These various aspects of the text’s awareness of itself are fascinating to me, as most self-aware texts operate on a much more singular plane. The author acknowledges the reader, for example, or the fact that he is writing about his own life. I am struck by the intensity of this work, and how much more potent that must be for Spiegelman. I am wondering how he came to the conclusion to tell this story in this particular form, and especially how he came to include all of the details of, for example, the car ride with his wife or the appointment with the psychiatrist in which he describes the process of writing the book, which is the thing we hold in our hands physically as read about the very process that created it. In our collaboration seminar we have been discussing product vs. process, and I am wondering how this played out in both of these scenarios. Did Spiegelman write his father’s story, and then intertwine the stories of the interviews and the outside moments? How did he decide where to weave into a full narrative, placing us into the camp with his father, and where to maintain the interview setting? As someone who is naturally drawn to these complex issues of the awareness of authors and texts, I found this reading to be one of the most compelling throughout the semester.

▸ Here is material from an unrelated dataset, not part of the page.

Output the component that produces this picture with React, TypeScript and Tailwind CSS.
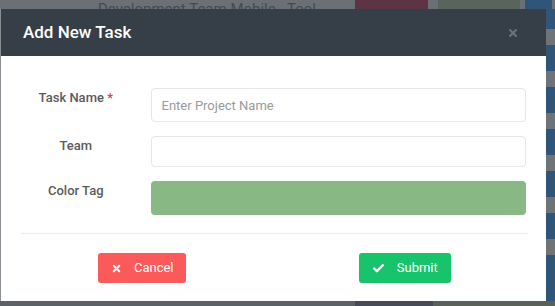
import { X, Check } from 'lucide-react';

export default function App() {
  return (
    <div className="w-[555px] h-[306px] overflow-hidden bg-[#6b7076] font-['Roboto',sans-serif]">
      {/* page behind the overlay */}
      <div className="h-[9px] flex items-end overflow-hidden">
        <div className="w-[98px]" />
        <div className="w-[257px] leading-[14px] text-[15px] text-[#454a50] -mb-[7px] whitespace-nowrap">Development Team Mobile - Tool</div>
        <div className="w-[73px] h-[9px] bg-[#5c3444]" />
        <div className="w-[10px]" />
        <div className="w-[82px] h-[9px] bg-[#58645c]" />
        <div className="w-[5px]" />
        <div className="w-[27px] h-[9px] bg-[#2f5678]" />
      </div>

      <div className="flex h-[292px]">
        <div className="w-px bg-[#8a8f94]" />
        <div className="w-[545px] h-[292px] flex flex-col bg-white">
          <div className="h-[47px] bg-[#363e47] flex items-center justify-between pl-[22px] pr-[27px]">
            <h2 className="text-white text-[17px] font-medium">Add New Task</h2>
            <X size={12} strokeWidth={4} className="text-[#6b737c]" />
          </div>

          <form className="flex flex-col px-[20px] pt-[32px]">
            <div className="flex">
              <label className="w-[110px] text-center text-[13px] leading-4 font-medium text-[#5a5a5a] pt-0.5">
                Task Name <span className="text-[#e53935]">*</span>
              </label>
              <input
                placeholder="Enter Project Name"
                className="ml-[20px] w-[377px] h-[34px] border border-[#e6e6e6] rounded px-[10px] text-[13px] placeholder:text-[#9a9a9a] outline-none"
              />
            </div>

            <div className="flex mt-[14px]">
              <label className="w-[110px] text-center text-[13px] leading-4 font-medium text-[#5a5a5a] pt-0.5">Team</label>
              <input className="ml-[20px] w-[377px] h-[31px] border border-[#e6e6e6] rounded px-[10px] text-[13px] outline-none" />
            </div>

            <div className="flex mt-[14px]">
              <label className="w-[110px] text-center text-[13px] leading-4 font-medium text-[#5a5a5a] pt-0.5">Color Tag</label>
              <div className="ml-[20px] w-[377px] h-[34px] rounded bg-[#88b984]" />
            </div>

            <div className="mt-[18px] h-px bg-[#ececec] w-[507px]" />

            <div className="grid grid-cols-2 gap-[20px] mt-[19px] w-[505px]">
              <div className="flex justify-center">
                <button type="button" className="w-[88px] h-[30px] rounded-[3px] bg-[#fa5a5a] text-white text-[13px] flex items-center justify-center gap-[12px]">
                  <X size={11} strokeWidth={4.5} />
                  Cancel
                </button>
              </div>
              <div className="flex justify-center">
                <button type="button" className="w-[92px] h-[30px] rounded-[3px] bg-[#17c36b] text-white text-[13px] flex items-center justify-center gap-[12px]">
                  <Check size={13} strokeWidth={4.5} />
                  Submit
                </button>
              </div>
            </div>
          </form>
        </div>
        <div className="w-[9px] flex flex-col">
          <div className="h-[20px] bg-[#2f5579]" />
          <div className="h-[16px] bg-[#6e7378]" />
          <div className="h-[26px] bg-[#2f5579]" />
          <div className="h-[16px] bg-[#6e7378]" />
          <div className="h-[26px] bg-[#2f5579]" />
          <div className="h-[16px] bg-[#6e7378]" />
          <div className="h-[26px] bg-[#2f5579]" />
          <div className="h-[16px] bg-[#6e7378]" />
          <div className="h-[26px] bg-[#2f5579]" />
          <div className="h-[16px] bg-[#6e7378]" />
          <div className="h-[26px] bg-[#2f5579]" />
          <div className="h-[16px] bg-[#6e7378]" />
          <div className="flex-1 bg-[#2f5579]" />
        </div>
      </div>

      <div className="h-[5px] flex">
        <div className="w-[355px] bg-[#5c6167]" />
        <div className="w-[78px] bg-[#474b57]" />
        <div className="flex-1 bg-[#58625b]" />
      </div>
    </div>
  );
}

            One of the most surprising things I have discovered this semester is that travel can be found and experienced in even the most everyday moments. I have always believed that someone can bring herself out of her comfort zone even while in a place geographically comfortable to her, but thinking about this in the context of travel has made me see this in an entirely new light. I want to work harder to live each day as a traveler, as an explorer, of myself, of the world around me, and of the intersection of those, which is this beautiful life I have been given.

Identity in Maus

           Identity is central to Maus. Art Spiegelman is seeking it from the novel's first page, when he is sketching out various human figures in animal forms (Spiegelman 171). He is trying to draw his wife, as if she were a cartoon animal in his comic universe. A frog? A moose? A rabbit? A mouse? What is she? If she is a mouse, that would rank her among the Jews, who are depicted as mice in Spiegelman's comic universe. But she's only just "converted" to Judaism (171). Is she truly identifiable as a mouse, as a Jew by birth, descended from Jewish parents? The questions are ceaseless and to a point self-defeating. And, who cares? Does it even matter? Well, yes it does matter, and it is Art who cares. And it is Art who plumbs away at this enigma of identity through the form of a graphic novel, in which he hopes to both identify (seeking identity) the human condition by identifying (giving identitiy) man and the human condition through animal imagery. By making men mice and dogs and cats, he hopes to mine out their human identity.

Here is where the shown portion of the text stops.